地域ボランティアや介護に携わる人を対象にした回想法基礎講座が1月19日、金沢区町屋町の安立寺で開かれた。回想法とは高齢者が昔の思い出を語り合うことで脳を活性化させより良く生きる活力を引き出していく心理療法。1960年代にアメリカの精神科医が提唱し、介護予防や認知症患者への活用に効果があるとされている。
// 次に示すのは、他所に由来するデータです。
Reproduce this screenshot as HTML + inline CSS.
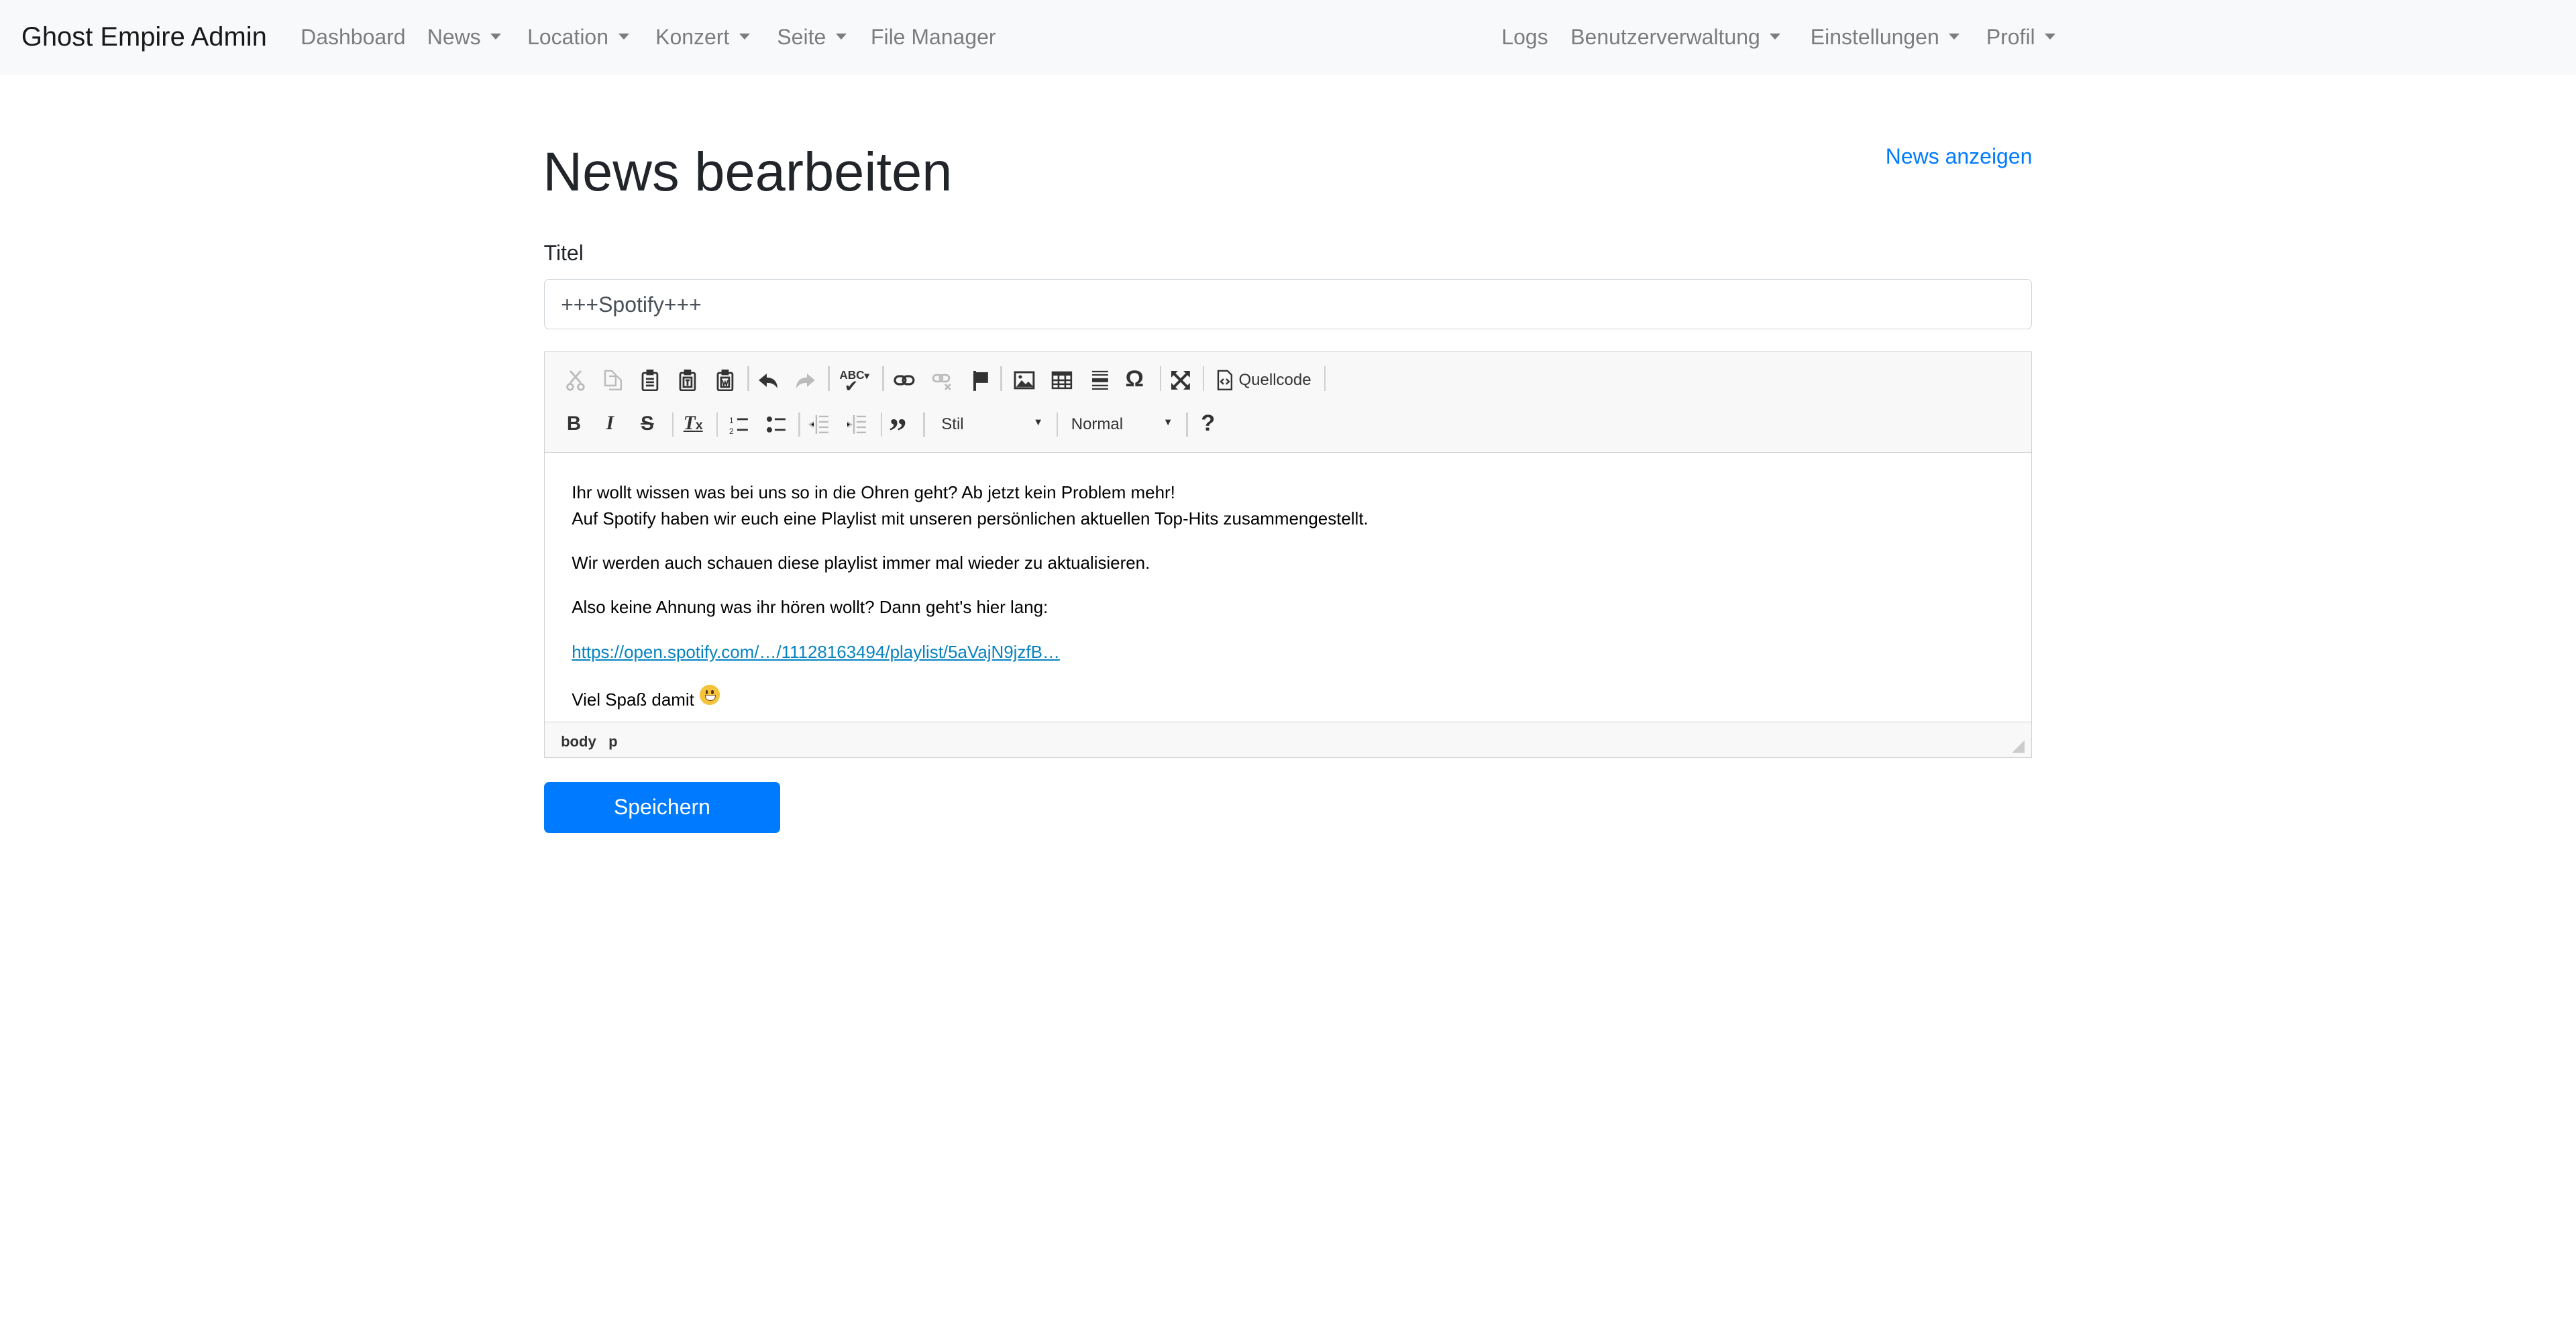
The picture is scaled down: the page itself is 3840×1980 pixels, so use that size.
<!DOCTYPE html>
<html><head><meta charset="utf-8"><style>
html{zoom:2.44898}
body{margin:0;width:1568px;height:808.5px;position:relative;background:#fff;font-family:"Liberation Sans",Arial,sans-serif;overflow:hidden}
.a{position:absolute;white-space:nowrap}
.nav{position:absolute;left:0;top:0;width:1568px;height:45.7px;background:#f8f9fa}
.nl{position:absolute;top:0;line-height:45.7px;font-size:13.06px;color:rgba(0,0,0,.5)}
.nl.c:after{content:"";display:inline-block;margin-left:6px;vertical-align:3px;border-top:4px solid rgba(0,0,0,.5);border-left:3.5px solid transparent;border-right:3.5px solid transparent}
.ic{position:absolute;width:13px;height:13px}
.sep{position:absolute;width:1px;height:15px;background:#d0d0d0}
.p{position:absolute;left:348px;font-size:10.6px;color:#000;white-space:nowrap;line-height:13px}
</style></head><body>
<div class="nav">
<div class="nl" style="left:13px;font-size:16.3px;color:rgba(0,0,0,.9)">Ghost Empire Admin</div>
<div class="nl" style="left:183px">Dashboard</div>
<div class="nl c" style="left:260px">News</div>
<div class="nl c" style="left:321px">Location</div>
<div class="nl c" style="left:399px">Konzert</div>
<div class="nl c" style="left:473px">Seite</div>
<div class="nl" style="left:530px">File Manager</div>
<div class="nl" style="left:914px">Logs</div>
<div class="nl c" style="left:956px">Benutzerverwaltung</div>
<div class="nl c" style="left:1102px">Einstellungen</div>
<div class="nl c" style="left:1209px">Profil</div>
</div>
<div class="a" style="left:330.5px;top:85px;font-size:33.2px;line-height:40px;color:#212529;font-weight:500">News bearbeiten</div>
<div class="a" style="right:331px;top:87.5px;font-size:13.06px;line-height:16px;color:#007bff">News anzeigen</div>
<div class="a" style="left:331px;top:146px;font-size:13.06px;line-height:16px;color:#212529">Titel</div>
<div class="a" style="left:331px;top:170px;width:905px;height:29.5px;border:0.8px solid #ced4da;border-radius:3px;font-size:13.06px;line-height:30.5px;color:#495057;text-indent:10px">+++Spotify+++</div>

<div class="a" style="left:331px;top:214px;width:905px;height:246.5px;border:0.8px solid #d1d1d1;background:#fff;overflow:hidden">
 <div class="a" style="left:0;top:0;width:905px;height:61px;background:#f8f8f8;border-bottom:0.8px solid #d1d1d1"></div>
 <div class="a" style="left:0;top:225px;width:905px;height:22px;background:#f8f8f8;border-top:0.8px solid #d1d1d1"></div>
 <div class="a" style="left:10px;top:231px;font-size:9px;font-weight:bold;color:#333;line-height:12px">body&nbsp;&nbsp;&nbsp;p</div>
 <svg class="a" style="left:893px;top:236px" width="8" height="8"><path d="M8 0L0 8H8Z" fill="#ccc"/></svg>
</div>

<!-- toolbar row 1 -->
<svg class="ic" style="left:344px;top:225px" viewBox="0 0 16 16" fill="none" stroke="#bbb" stroke-width="1.4"><path d="M4 1l8 9M12 1L4 10"/><circle cx="4" cy="13" r="2.2"/><circle cx="12" cy="13" r="2.2"/></svg>
<svg class="ic" style="left:366px;top:225px" viewBox="0 0 16 16" fill="none" stroke="#bbb" stroke-width="1.2"><path d="M3 1h5l3 3v8H3zM6 5h6l3 3v7H6"/></svg>
<svg class="ic" style="left:389px;top:225px" viewBox="0 0 16 16" fill="none" stroke="#333" stroke-width="1.4"><rect x="2.5" y="2.5" width="11" height="13" rx="1"/><rect x="6" y="0.5" width="4" height="3" fill="#333"/><path d="M5 7h6M5 9.5h6M5 12h6"/></svg>
<svg class="ic" style="left:412px;top:225px" viewBox="0 0 16 16" fill="none" stroke="#333" stroke-width="1.4"><rect x="2.5" y="2.5" width="11" height="13" rx="1"/><rect x="6" y="0.5" width="4" height="3" fill="#333"/><rect x="5" y="6" width="6" height="7"/><path d="M6.5 8h3M8 8v4"/></svg>
<svg class="ic" style="left:435px;top:225px" viewBox="0 0 16 16" fill="none" stroke="#333" stroke-width="1.4"><rect x="2.5" y="2.5" width="11" height="13" rx="1"/><rect x="6" y="0.5" width="4" height="3" fill="#333"/><rect x="5" y="6" width="6" height="7"/><path d="M6 8l1 4 1-3 1 3 1-4" stroke-width="0.9"/></svg>
<div class="sep" style="left:455px;top:223px"></div>
<svg class="ic" style="left:461px;top:225px" viewBox="0 0 16 16"><path d="M1 8l6-5v3c5 0 8 3 8 8-2-3-4-4-8-4v3z" fill="#333"/></svg>
<svg class="ic" style="left:484px;top:225px" viewBox="0 0 16 16"><path d="M15 8L9 3v3C4 6 1 9 1 14c2-3 4-4 8-4v3z" fill="#bbb"/></svg>
<div class="sep" style="left:504px;top:223px"></div>
<div class="a" style="left:511px;top:224px;font-size:7px;font-weight:bold;color:#333">ABC<span style="font-size:6px">▾</span></div>
<div class="a" style="left:514px;top:229px;font-size:10px;color:#333">✔</div>
<div class="sep" style="left:537px;top:223px"></div>
<svg class="ic" style="left:544px;top:225px" viewBox="0 0 16 16" fill="none" stroke="#333" stroke-width="1.6"><rect x="1" y="5" width="8" height="6" rx="3"/><rect x="7" y="5" width="8" height="6" rx="3"/></svg>
<svg class="ic" style="left:567px;top:225px" viewBox="0 0 16 16" fill="none" stroke="#bbb" stroke-width="1.4"><rect x="1" y="4" width="7" height="5" rx="2.5"/><rect x="6" y="4" width="7" height="5" rx="2.5"/><path d="M10 11l4 4M14 11l-4 4"/></svg>
<svg class="ic" style="left:590px;top:225px" viewBox="0 0 16 16"><path d="M3 1h2v15H3zM5 2h9v8H5z" fill="#333"/></svg>
<div class="sep" style="left:609px;top:223px"></div>
<svg class="ic" style="left:617px;top:225px" viewBox="0 0 16 16"><rect x="1" y="2" width="14" height="12" fill="none" stroke="#333" stroke-width="1.5"/><path d="M2 13l4-5 3 3 2-2 4 4z" fill="#333"/><circle cx="5" cy="5.5" r="1.3" fill="#333"/></svg>
<svg class="ic" style="left:640px;top:225px" viewBox="0 0 16 16" fill="none" stroke="#333" stroke-width="1.3"><rect x="1" y="2" width="14" height="12"/><path d="M1 3h14" stroke-width="3"/><path d="M1 8h14M1 11h14M5.5 2v12M10.5 2v12"/></svg>
<svg class="ic" style="left:663px;top:225px" viewBox="0 0 16 16" stroke="#333" stroke-width="1.1"><path d="M2 1.5h12M2 4h12M2 12h12M2 14.5h12"/><path d="M2 8h12" stroke-width="3"/></svg>
<div class="a" style="left:685px;top:223px;font-size:14px;font-weight:bold;color:#333">Ω</div>
<div class="sep" style="left:706px;top:223px"></div>
<svg class="ic" style="left:712px;top:225px" viewBox="0 0 16 16" fill="#333"><path d="M1 1h5L1 6zM15 1v5l-5-5zM1 15v-5l5 5zM15 15h-5l5-5z"/><path d="M3 3l10 10M13 3L3 13" stroke="#333" stroke-width="2"/></svg>
<div class="sep" style="left:732px;top:223px"></div>
<svg class="ic" style="left:739px;top:225px" viewBox="0 0 16 16" fill="none" stroke="#333" stroke-width="1.2"><path d="M3 1h7l3 3v11H3z"/><path d="M7 7l-2 2 2 2M9 7l2 2-2 2"/></svg>
<div class="a" style="left:754px;top:225.5px;font-size:9.8px;line-height:12px;color:#333">Quellcode</div>
<div class="sep" style="left:806px;top:223px"></div>

<!-- row 2 -->
<div class="a" style="left:345px;top:251px;font-size:12px;font-weight:bold;color:#333">B</div>
<div class="a" style="left:369px;top:251px;font-size:12px;font-weight:bold;font-style:italic;color:#333;font-family:'Liberation Serif',serif">I</div>
<div class="a" style="left:390px;top:251px;font-size:12px;font-weight:bold;color:#333;text-decoration:line-through">S</div>
<div class="sep" style="left:409px;top:251px"></div>
<div class="a" style="left:416px;top:251px;font-size:12px;font-weight:bold;font-style:italic;color:#333;text-decoration:underline;font-family:'Liberation Serif',serif">T<span style="font-size:8px;font-style:normal;font-family:'Liberation Sans'">x</span></div>
<div class="sep" style="left:436px;top:251px"></div>
<svg class="ic" style="left:443px;top:252px" viewBox="0 0 16 16" stroke="#333" stroke-width="1.4"><path d="M7 4h8M7 12h8"/><text x="1" y="7" font-size="6" fill="#333" stroke="none">1</text><text x="1" y="15" font-size="6" fill="#333" stroke="none">2</text></svg>
<svg class="ic" style="left:466px;top:252px" viewBox="0 0 16 16" stroke="#333" stroke-width="1.4"><path d="M7 4h8M7 12h8"/><circle cx="3" cy="4" r="2" fill="#333" stroke="none"/><circle cx="3" cy="12" r="2" fill="#333" stroke="none"/></svg>
<div class="sep" style="left:486px;top:251px"></div>
<svg class="ic" style="left:492px;top:252px" viewBox="0 0 16 16" stroke="#bbb" stroke-width="1.2"><path d="M8 2h7M8 6h7M8 10h7M8 14h7M6 1v14M4 6L1 8l3 2"/></svg>
<svg class="ic" style="left:515px;top:252px" viewBox="0 0 16 16" stroke="#bbb" stroke-width="1.2"><path d="M8 2h7M8 6h7M8 10h7M8 14h7M6 1v14M1 6l3 2-3 2"/></svg>
<div class="sep" style="left:536px;top:251px"></div>
<div class="a" style="left:541px;top:250px;font-size:22px;font-weight:bold;color:#333;font-family:'Liberation Serif',serif;line-height:26px">”</div>
<div class="sep" style="left:562px;top:251px"></div>
<div class="a" style="left:573px;top:252.5px;font-size:9.8px;line-height:12px;color:#333">Stil</div>
<div class="a" style="left:629px;top:254px;font-size:6px;color:#333">▼</div>
<div class="sep" style="left:643px;top:251px"></div>
<div class="a" style="left:652px;top:252.5px;font-size:9.8px;line-height:12px;color:#333">Normal</div>
<div class="a" style="left:708px;top:254px;font-size:6px;color:#333">▼</div>
<div class="sep" style="left:722px;top:251px"></div>
<div class="a" style="left:731px;top:250px;font-size:14px;font-weight:bold;color:#333">?</div>

<!-- content -->
<div class="p" style="top:294px">Ihr wollt wissen was bei uns so in die Ohren geht? Ab jetzt kein Problem mehr!</div>
<div class="p" style="top:310px">Auf Spotify haben wir euch eine Playlist mit unseren persönlichen aktuellen Top-Hits zusammengestellt.</div>
<div class="p" style="top:337px">Wir werden auch schauen diese playlist immer mal wieder zu aktualisieren.</div>
<div class="p" style="top:364px">Also keine Ahnung was ihr hören wollt? Dann geht's hier lang:</div>
<div class="p" style="top:391px;color:#0782c1;text-decoration:underline">https://open.spotify.com/…/11128163494/playlist/5aVajN9jzfB…</div>
<div class="p" style="top:420px">Viel Spaß damit</div>
<span class="a" style="left:426px;top:417px;width:12px;height:12px;border-radius:50%;background:#f5c33b"><span style="position:absolute;left:3px;top:6px;width:6px;height:3px;background:#fff;border:0.6px solid #7a4a10;border-radius:0 0 3px 3px"></span><span style="position:absolute;left:3.5px;top:3px;width:1.5px;height:2.5px;background:#5a3a10;border-radius:1px"></span><span style="position:absolute;left:7px;top:3px;width:1.5px;height:2.5px;background:#5a3a10;border-radius:1px"></span></span>

<div class="a" style="left:331px;top:476px;width:144px;height:31px;background:#007bff;border-radius:3px;color:#fff;font-size:13.06px;line-height:31px;text-align:center">Speichern</div>
</body></html>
講師を務めるのは神奈川県行政とも連携し回想法を広める「回想法プランニング」の代表で、日本認知症ケア学会の会員でもある高島浩子さん。この日は24人が参加し、回想法の基礎知識や活用法などを学んだ。
「メソッド活用したい」
長年、介護福祉施設で働いてきた高島さんは、「回想法を知ってから認知症の方と話すのが楽になった」と自身の経験を交えて説明。脳の奥底にある記憶を呼び覚ますために、かつての生活道具や玩具を用い、幼い頃や若い頃の記憶から徐々に会話を広げていくことがポイントと話した。さらに、2025年には65歳以上の高齢者の5人に1人が認知症となる推定値をあげ、認知症対応のスキルを向上させることが喫緊の課題と指摘した。最後には参加者で回想法を実践するセッションも行われた。20代の参加者は「高齢者の方と話すのは難しいのではと思っていたが、聞き手次第で楽しんでもらうことが出来ると分かった。年代が違うからこそ回想法のメソッドを活用したいと思う」と感想を話した。
主催した回想法金沢山桜の会は、地域の認知症予防のため回想法を用いた「思い出を語る会」を定期的に開催している。介護福祉士としても活動する代表の後藤利枝さんは、「講座を通じて1人でも多くの担い手を育成し、回想法を広めたい」と話していた。